# Laymanz Notebooks: Parameter Efficient Fine-Tuning
Author: Ambrose Ling

**What is this notebook about?**

In this notebook, we will go over some of the most fundamental ideas behind parameter efficient fine-tuning, how they work and why they have been a major advancement in the field of computer vision and generative artifical intelligence. We hope that you can walk away capable of leveraging these techniques to fine-tune your own language models or diffusion models.

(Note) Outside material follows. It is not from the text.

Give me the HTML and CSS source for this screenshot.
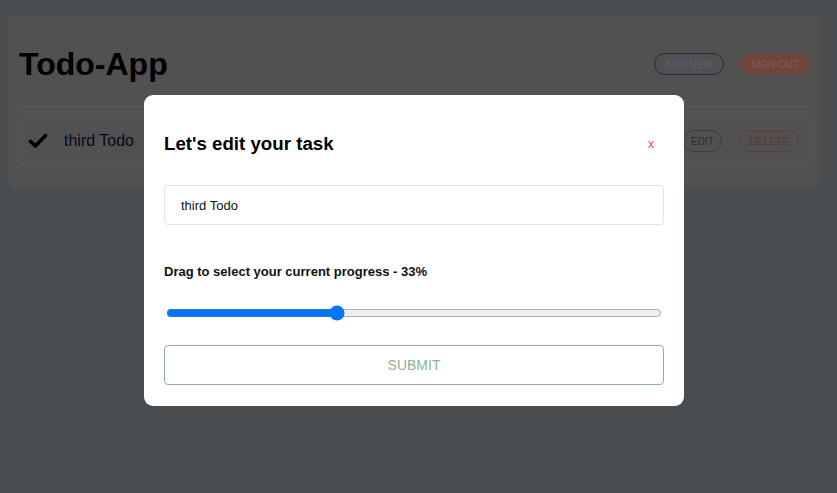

**What do I need to set up my environment?**

All of our notebooks will only use numpy, pytorch, matplotlib for visualizations. We will not use any other third-party libraries for model development, optimization or anything like that.

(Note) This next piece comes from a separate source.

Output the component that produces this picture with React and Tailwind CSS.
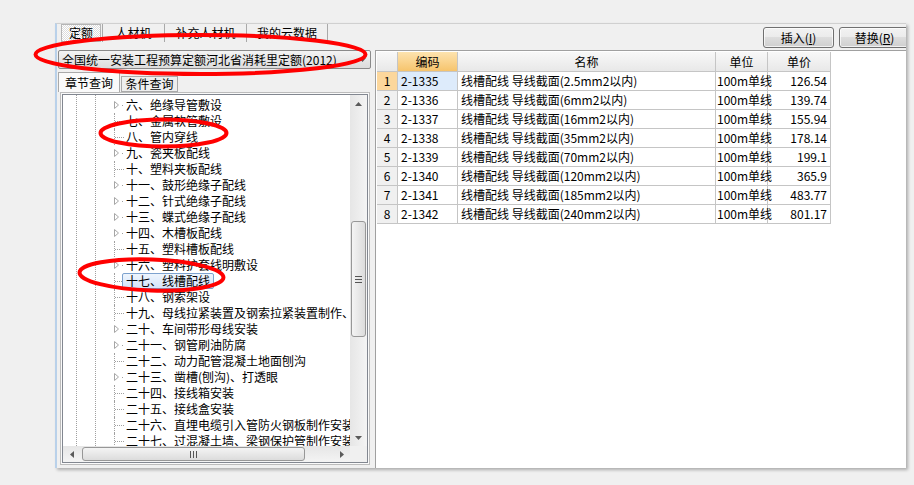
import React from "react";

const treeItems = [
  ["六、绝缘导管敷设", 1],
  ["七、金属软管敷设", 0],
  ["八、管内穿线", 0],
  ["九、瓷夹板配线", 1],
  ["十、塑料夹板配线", 0],
  ["十一、鼓形绝缘子配线", 1],
  ["十二、针式绝缘子配线", 1],
  ["十三、蝶式绝缘子配线", 1],
  ["十四、木槽板配线", 1],
  ["十五、塑料槽板配线", 0],
  ["十六、塑料护套线明敷设", 1],
  ["十七、线槽配线", 0, 1],
  ["十八、钢索架设", 0],
  ["十九、母线拉紧装置及钢索拉紧装置制作、", 0],
  ["二十、车间带形母线安装", 1],
  ["二十一、钢管刷油防腐", 1],
  ["二十二、动力配管混凝土地面刨沟", 0],
  ["二十三、凿槽(刨沟)、打透眼", 1],
  ["二十四、接线箱安装", 0],
  ["二十五、接线盒安装", 0],
  ["二十六、直埋电缆引入管防火钢板制作安装", 0],
  ["二十七、过混凝土墙、梁钢保护管制作安装", 0],
];

const rows = [
  ["2-1335", "线槽配线 导线截面(2.5mm2以内)", "126.54"],
  ["2-1336", "线槽配线 导线截面(6mm2以内)", "139.74"],
  ["2-1337", "线槽配线 导线截面(16mm2以内)", "155.94"],
  ["2-1338", "线槽配线 导线截面(35mm2以内)", "178.14"],
  ["2-1339", "线槽配线 导线截面(70mm2以内)", "199.1"],
  ["2-1340", "线槽配线 导线截面(120mm2以内)", "365.9"],
  ["2-1341", "线槽配线 导线截面(185mm2以内)", "483.77"],
  ["2-1342", "线槽配线 导线截面(240mm2以内)", "801.17"],
];

function Tri({ dir }) {
  const pts = {
    up: "0,4 3.5,0 7,4",
    down: "0,0 3.5,4 7,0",
    left: "4,0 0,3.5 4,7",
    right: "0,0 4,3.5 0,7",
  }[dir];
  const w = dir === "up" || dir === "down" ? 7 : 4;
  const h = dir === "up" || dir === "down" ? 4 : 7;
  return (
    <svg width={w} height={h} viewBox={`0 0 ${w} ${h}`}>
      <polygon points={pts} fill="#5a5a5a" />
    </svg>
  );
}

function TreeRow({ text, exp, sel }) {
  return (
    <div className="flex h-[16px] items-center whitespace-nowrap">
      {exp ? (
        <div className="w-[12px] h-[16px] shrink-0">
          <svg width="12" height="16" viewBox="0 0 12 16">
            <polygon points="-0.5,4.5 3.5,8 -0.5,11.5" transform="translate(1,0)" fill="#fff" stroke="#a6a6a6" strokeWidth="1" />
            <rect x="8" y="8" width="1" height="1" fill="#a0a0a0" />
          </svg>
        </div>
      ) : (
        <div className="w-[12px] h-[16px] shrink-0 border-l border-dotted border-[#a0a0a0] flex items-center">
          <div className="w-[9px] border-t border-dotted border-[#a0a0a0]" />
        </div>
      )}
      <span
        className={
          "-ml-[4px] h-[16px] px-[3px] leading-[14px] border rounded-[2px] " +
          (sel
            ? "border-[#7da2ce] bg-linear-to-b from-[#eef5fd] to-[#d5e5fa]"
            : "border-transparent")
        }
      >
        {text}
      </span>
    </div>
  );
}

function Btn({ children }) {
  return (
    <div className="w-[71px] h-[21px] shrink-0 border border-[#707070] rounded-[3px] bg-[linear-gradient(#f2f2f2,#ebebeb_50%,#dddddd_50%,#cfcfcf)] flex items-center justify-center leading-[14px] shadow-[inset_0_0_0_1px_rgba(255,255,255,0.7)]">
      {children}
    </div>
  );
}

export default function App() {
  return (
    <div className="relative w-[914px] h-[485px] overflow-hidden bg-[#f0f0f0] pt-[23px] pl-[55px] text-[12px] text-black font-['Noto_Sans_CJK_SC',sans-serif]">
      <div className="w-[851px] h-[445px] bg-[#f0f0f0] border-l-2 border-l-[#b9d1ea] border-t border-t-[#d0d0d0] shadow-[2px_2px_3px_rgba(0,0,0,0.28)] flex">
        {/* Left column */}
        <div className="w-[315px] shrink-0 flex flex-col">
          {/* tabs */}
          <div className="flex ml-[4px] h-[18px]">
            <div className="w-[40px] h-[18px] border border-[#b5b5b5] bg-[image:repeating-conic-gradient(#dcdcdc_0%_25%,#ffffff_0%_50%)] bg-[length:2px_2px] flex items-center justify-center leading-[14px]">
              定额
            </div>
            <div className="ml-[1px] w-[63px] border-l border-r border-[#a9a9a9] flex items-center justify-center leading-[14px]">
              人材机
            </div>
            <div className="w-[82px] border-r border-[#a9a9a9] flex items-center justify-center leading-[14px]">
              补充人材机
            </div>
            <div className="w-[81px] border-r border-[#a9a9a9] flex items-center justify-center leading-[14px]">
              我的云数据
            </div>
          </div>
          {/* dropdown */}
          <div className="mt-[8px] ml-[1px] w-[313px] h-[19px] border border-[#8a8a8a] rounded-[2px] bg-linear-to-b from-[#f4f4f4] to-[#dcdcdc] flex items-center pl-[3px] pr-[4px] leading-[14px]">
            <span className="flex-1 whitespace-nowrap">全国统一安装工程预算定额河北省消耗里定额(2012)</span>
            <Tri dir="down" />
          </div>
          {/* sub tabs */}
          <div className="mt-[3px] ml-[1px] h-[20px] flex items-end">
            <div className="w-[62px] h-[20px] border border-b-0 border-[#a9a9a9] bg-[#fafafa] flex items-center justify-center leading-[14px]">
              章节查询
            </div>
            <div className="ml-[1px] w-[57px] h-[16px] border border-[#a9a9a9] bg-[#eeeeee] flex items-center justify-center leading-[14px]">
              条件查询
            </div>
          </div>
          {/* tree panel */}
          <div className="ml-[3px] w-[310px] h-[373px] border border-[#bcbcbc] bg-[#fafafa] p-[1px]">
            <div className="h-full border border-[#828790] bg-white flex flex-col">
              <div className="flex-1 flex min-h-0">
                {/* content */}
                <div className="flex-1 min-w-0 overflow-hidden flex">
                  <div className="w-[13px] shrink-0" />
                  <div className="w-[19px] shrink-0 border-l border-dotted border-[#a0a0a0]" />
                  <div className="w-[19px] shrink-0 border-l border-dotted border-[#a0a0a0]" />
                  <div className="flex-1 min-w-0 pt-[2px] flex flex-col">
                    {treeItems.map(([t, e, s], i) => (
                      <TreeRow key={i} text={t} exp={e} sel={s} />
                    ))}
                  </div>
                </div>
                {/* vertical scrollbar */}
                <div className="w-[17px] shrink-0 bg-linear-to-r from-[#e6e6e6] to-[#f4f4f4] flex flex-col">
                  <div className="h-[17px] flex items-center justify-center">
                    <Tri dir="up" />
                  </div>
                  <div className="h-[109px]" />
                  <div className="mx-[1px] h-[116px] border border-[#979797] rounded-[3px] bg-linear-to-r from-[#f4f4f4] to-[#dcdcdc] flex flex-col items-center justify-center gap-[2px]">
                    <div className="w-[7px] h-px bg-[#555]" />
                    <div className="w-[7px] h-px bg-[#555]" />
                    <div className="w-[7px] h-px bg-[#555]" />
                  </div>
                  <div className="flex-1" />
                  <div className="h-[17px] flex items-center justify-center">
                    <Tri dir="down" />
                  </div>
                </div>
              </div>
              {/* horizontal scrollbar */}
              <div className="h-[16px] flex shrink-0">
                <div className="flex-1 bg-linear-to-b from-[#e6e6e6] to-[#f4f4f4] flex items-center">
                  <div className="w-[18px] h-full flex items-center justify-center">
                    <Tri dir="left" />
                  </div>
                  <div className="ml-[1px] w-[223px] h-[14px] border border-[#979797] rounded-[3px] bg-linear-to-b from-[#f4f4f4] to-[#dcdcdc] flex items-center justify-center gap-[2px]">
                    <div className="w-px h-[7px] bg-[#555]" />
                    <div className="w-px h-[7px] bg-[#555]" />
                    <div className="w-px h-[7px] bg-[#555]" />
                  </div>
                  <div className="flex-1" />
                  <div className="w-[17px] h-full flex items-center justify-center">
                    <Tri dir="right" />
                  </div>
                </div>
                <div className="w-[17px] bg-[#f0f0f0]" />
              </div>
            </div>
          </div>
        </div>

        {/* Right column */}
        <div className="flex-1 min-w-0 overflow-hidden flex flex-col">
          <div className="mt-[3px] h-[21px] flex gap-[5px] pl-[391px]">
            <Btn>
              插入(<span className="underline">I</span>)
            </Btn>
            <Btn>
              替换(<span className="underline">R</span>)
            </Btn>
          </div>
          <div className="mt-[2px] ml-[3px] flex-1 bg-white border-l border-t border-[#a0a0a0] pt-[1px] pl-[1px]">
            <div className="w-[454px] leading-[16px]">
              <div className="flex h-[20px]">
                <div className="w-[21px] border-r border-b border-[#c5c5c5] bg-linear-to-b from-[#f8f8f8] to-[#e8e8e8]" />
                <div className="w-[60px] border-r border-b border-[#c5c5c5] bg-linear-to-b from-[#fde3ae] to-[#f6c46c] flex items-center justify-center">编码</div>
                <div className="w-[258px] border-r border-b border-[#c5c5c5] bg-linear-to-b from-[#f8f8f8] to-[#e8e8e8] flex items-center justify-center">名称</div>
                <div className="w-[52px] border-r border-b border-[#c5c5c5] bg-linear-to-b from-[#f8f8f8] to-[#e8e8e8] flex items-center justify-center">单位</div>
                <div className="w-[63px] border-r border-b border-[#c5c5c5] bg-linear-to-b from-[#f8f8f8] to-[#e8e8e8] flex items-center justify-center">单价</div>
              </div>
              {rows.map(([code, name, price], i) => (
                <div key={i} className="flex h-[19px] whitespace-nowrap">
                  <div
                    className={
                      "w-[21px] border-r border-b border-[#c5c5c5] flex items-center justify-center " +
                      (i === 0 ? "bg-[#fcd79c]" : "bg-[#f0f0f0]")
                    }
                  >
                    {i + 1}
                  </div>
                  <div
                    className={
                      "w-[60px] border-r border-b border-[#c5c5c5] flex items-center pl-[3px] " +
                      (i === 0 ? "bg-[#ddebfb]" : "")
                    }
                  >
                    {code}
                  </div>
                  <div className="w-[258px] border-r border-b border-[#c5c5c5] flex items-center pl-[3px]">{name}</div>
                  <div className="w-[52px] border-r border-b border-[#c5c5c5] flex items-center pl-[1px]">100m单线</div>
                  <div className="w-[63px] border-r border-b border-[#c5c5c5] flex items-center justify-end pr-[3px]">{price}</div>
                </div>
              ))}
            </div>
          </div>
        </div>
      </div>

      {/* red annotation ellipses */}
      <svg className="absolute left-0 top-0 pointer-events-none" width="914" height="485" viewBox="0 0 914 485">
        <ellipse cx="200.5" cy="54.5" rx="165" ry="19.5" fill="none" stroke="#ff0000" strokeWidth="4" />
        <ellipse cx="163.5" cy="133" rx="63" ry="13.5" fill="none" stroke="#ff0000" strokeWidth="4" />
        <ellipse cx="151.5" cy="275" rx="72" ry="15.5" fill="none" stroke="#ff0000" strokeWidth="4" transform="rotate(2 151.5 275)" />
      </svg>
    </div>
  );
}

**How is this notebook structured?**
1.
2.
3.


**Covered papers in this notebook**
* LoRA
* GaLoRE
* DoRA


(will do after finishing)

# What is Paramter Efficient Fine Tuning

PEFT aims to leverage methods that reduce the cost of fine-tuning neural network models.
Businesses, engineers, researchers may want to fine-tune state of the art language models or vision models to perform very specialized tasks for them. 

However the main bottleneck is that existing fine-tuning methods may involve full network training on these large models, which requires a lot of computational resources.

If I want to fine-tune a model for multiple different tasks, it is very time consuming and expensive.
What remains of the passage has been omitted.